### Available data

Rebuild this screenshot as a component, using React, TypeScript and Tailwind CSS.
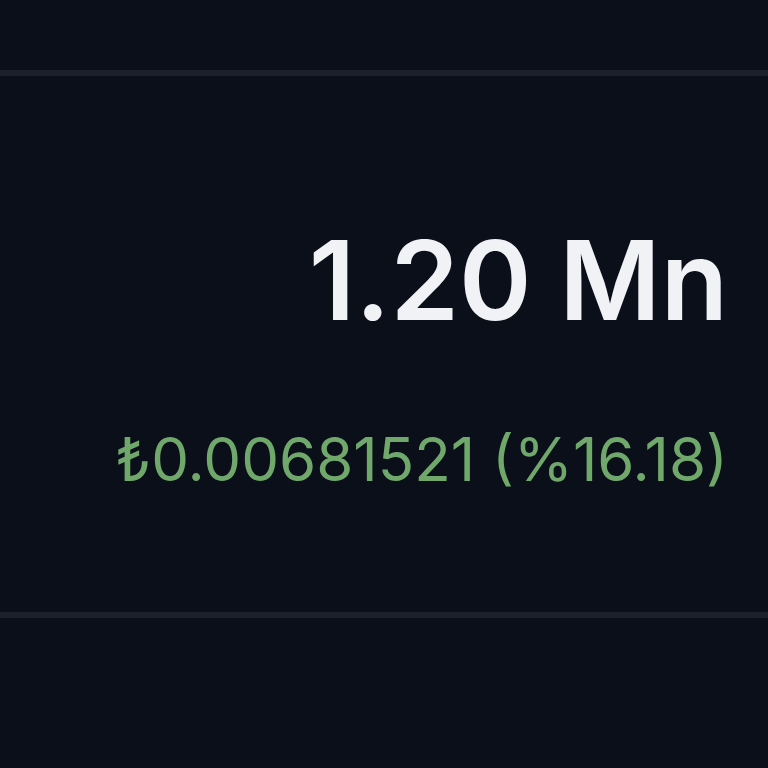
export default function App() {
  return (
    <div className="flex h-screen w-full flex-col bg-[#0b0f19] font-['Inter','Noto_Sans',sans-serif]">
      <div className="h-[70px]" />
      <div className="h-[6px] bg-[#1b202c]" />
      <div className="flex h-[536px] flex-col items-end justify-center pr-[40px] pt-[26px]">
        <div className="text-[110px] font-semibold leading-none text-[#f1f2f6]">
          1.20 Mn
        </div>
        <div className="mt-[94px] text-[60px] leading-none text-[#70a86c]">
          ₺0.00681521 (%16.18)
        </div>
      </div>
      <div className="h-[6px] bg-[#1b202c]" />
      <div className="flex-1" />
    </div>
  );
}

### Exercise description
Your copy of the data should match it exactly, except that pictures are left out.

### Written response
Rebuild this screenshot as a component, using React, TypeScript and Tailwind CSS.
export default function App() {
  return (
    <div className="flex h-screen w-full flex-col bg-[#0b0f19] font-['Inter','Noto_Sans',sans-serif]">
      <div className="h-[70px]" />
      <div className="h-[6px] bg-[#1b202c]" />
      <div className="flex h-[536px] flex-col items-end justify-center pr-[40px] pt-[26px]">
        <div className="text-[110px] font-semibold leading-none text-[#f1f2f6]">
          1.20 Mn
        </div>
        <div className="mt-[94px] text-[60px] leading-none text-[#70a86c]">
          ₺0.00681521 (%16.18)
        </div>
      </div>
      <div className="h-[6px] bg-[#1b202c]" />
      <div className="flex-1" />
    </div>
  );
}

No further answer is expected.